Although there's little discernible difference between her performances as Princess Strella, the android version or Romana, this story is appreciably Mary Tamm's finest outing in Doctor Who. She looks fabulous in the purply, green-trimmed hat and tunic ("It's what everyone on Tara's wearing this year") - a striking, almost peculiar design that Tamm herself had a hand in.

Independent from the Doctor, Romana locates the next segment within the first eight minutes of part one. She stands up to Grendel, and remarkably manages to escape his castle, only momentarily flummoxed by a horse: "Go, charger. Start. Start! Go, you stupid creature. Go!" It's easy to overlook that it's Romana who gallops into the pavilion ambush and rescues the Doctor on horseback.
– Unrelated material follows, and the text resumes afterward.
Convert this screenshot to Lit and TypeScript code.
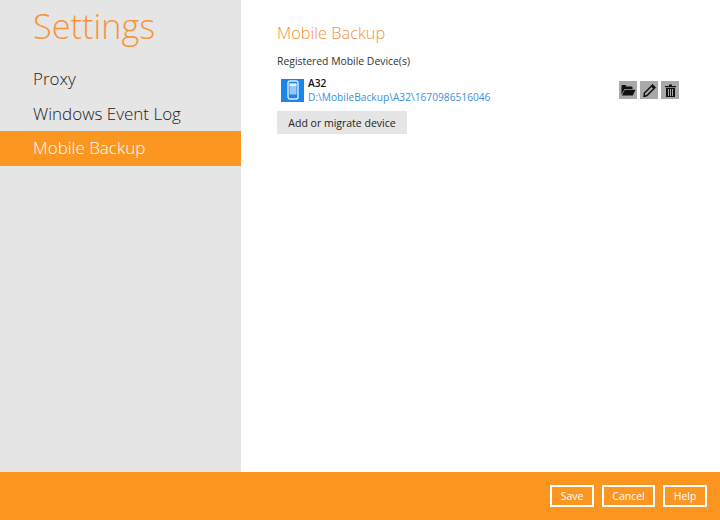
import {LitElement, html, css} from 'lit';
import {customElement} from 'lit/decorators.js';

const menu = ['Proxy', 'Windows Event Log', 'Mobile Backup'];

@customElement('app-root')
export class AppRoot extends LitElement {
  static styles = css`
    :host {
      display: flex;
      flex-direction: column;
      width: 720px;
      height: 520px;
      background: #fff;
      font-family: 'Open Sans', 'Noto Sans', sans-serif;
      overflow: hidden;
    }

    .main {
      display: flex;
      height: 472px;
    }

    .side {
      width: 241px;
      background: #e5e5e5;
      flex: none;
    }

    .side h1 {
      margin: 0;
      padding: 4px 0 0 33px;
      height: 62px;
      box-sizing: border-box;
      font-size: 34.3px;
      line-height: 44px;
      font-weight: 300;
      color: #f7953a;
    }

    .item {
      height: 34.5px;
      line-height: 34px;
      padding-left: 33px;
      font-size: 17px;
      font-weight: 300;
      color: #222;
    }

    .item.active {
      background: #fb9621;
      color: #fff;
    }

    .content {
      flex: 1;
      padding: 22px 0 0 36px;
      min-width: 0;
    }

    h2 {
      margin: 0;
      font-size: 16.4px;
      line-height: 22px;
      font-weight: 300;
      color: #f0913a;
    }

    .label {
      margin-top: 10px;
      font-size: 10.4px;
      line-height: 14px;
      color: #333;
    }

    .device {
      display: flex;
      align-items: center;
      margin: 10px 41px 0 4px;
      height: 24px;
    }

    .thumb {
      width: 23px;
      height: 23px;
      flex: none;
      background: #1b86ea;
      display: flex;
      align-items: center;
      justify-content: center;
    }

    .info {
      flex: 1;
      margin-left: 4px;
      font-size: 10.2px;
      line-height: 14px;
      white-space: nowrap;
    }

    .name {
      font-weight: 600;
      color: #111;
    }

    .path {
      color: #3c8fdc;
    }

    .tools {
      display: flex;
      gap: 3px;
    }

    .tool {
      width: 18px;
      height: 18px;
      background: #a9a9a9;
      display: flex;
      align-items: center;
      justify-content: center;
    }

    .add {
      display: block;
      margin-top: 9px;
      width: 130px;
      height: 23px;
      border: none;
      padding: 0;
      background: #e5e5e5;
      color: #222;
      font-family: inherit;
      font-size: 10.5px;
    }

    .footer {
      height: 48px;
      background: #fb9621;
      display: flex;
      justify-content: flex-end;
      align-items: center;
      gap: 8px;
      padding-right: 13px;
    }

    .footer button {
      height: 22px;
      border: 2px solid #fff;
      background: none;
      color: #fff;
      font-family: inherit;
      font-size: 10.5px;
      padding: 0;
      box-sizing: border-box;
    }

    .footer .narrow {
      width: 44px;
    }

    .footer .wide {
      width: 53px;
    }
  `;

  render() {
    return html`
      <div class="main">
        <nav class="side">
          <h1>Settings</h1>
          ${menu.map(
            (m) =>
              html`<div class="item ${m === 'Mobile Backup' ? 'active' : ''}">
                ${m}
              </div>`
          )}
        </nav>
        <section class="content">
          <h2>Mobile Backup</h2>
          <div class="label">Registered Mobile Device(s)</div>
          <div class="device">
            <div class="thumb">
              <svg width="12" height="20" viewBox="0 0 12 20">
                <rect x="1" y="1" width="10" height="18" rx="2" fill="none" stroke="#fff" stroke-width="1.4" opacity=".85" />
                <rect x="2.5" y="3.5" width="7" height="11" fill="#fff" opacity=".55" />
                <rect x="2.5" y="3.5" width="7" height="2.5" fill="#fff" opacity=".8" />
              </svg>
            </div>
            <div class="info">
              <div class="name">A32</div>
              <div class="path">D:\\MobileBackup\\A32\\1670986516046</div>
            </div>
            <div class="tools">
              <div class="tool">
                <svg width="15" height="12" viewBox="0 0 15 12">
                  <path d="M0.5 11V2q0-1 1-1h3l1 1.500h5q1 0 1 1V5H3.500L0.500 11z" fill="#111" />
                  <path d="M3.800 5.800H14.500L11.800 11.500H1z" fill="#111" />
                </svg>
              </div>
              <div class="tool">
                <svg width="13" height="13" viewBox="0 0 13 13">
                  <path d="M9.500 1l2.500 2.500-8 8L1 12.500 1.500 9z" fill="none" stroke="#111" stroke-width="1.500" />
                  <path d="M8 2.500l2.500 2.500 1.500-1.500L9.500 1z" fill="#111" />
                </svg>
              </div>
              <div class="tool">
                <svg width="11" height="13" viewBox="0 0 11 13">
                  <path d="M0 2h11v1.200H0zM4 .5h3V2H4z" fill="#111" />
                  <path d="M1 4h9v9H1zM3 5v7h1V5zM5 5v7h1V5zM7 5v7h1V5z" fill="#111" fill-rule="evenodd" />
                </svg>
              </div>
            </div>
          </div>
          <button class="add">Add or migrate device</button>
        </section>
      </div>
      <footer class="footer">
        <button class="narrow">Save</button>
        <button class="wide">Cancel</button>
        <button class="narrow">Help</button>
      </footer>
    `;
  }
}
"Do you know, I'll be quite sorry to leave Tara," she says at the end. And yes it has been a jolly, colourful romp. A more than competent production. But after all this praise, I have to say I've never exactly loved The Androids of Tara. It strays too far into the "adventure serial" territory of Sunday teatime telly.

The concepts of androids and/or doppelgangers bore me in any drama. There's no real urgency or jeopardy and, truth be told, I don't give a monkey's who ends up on the Taran throne - be it Reynart, Grendel, George the android or the ludicrous beast that waggles at Romana in the woods.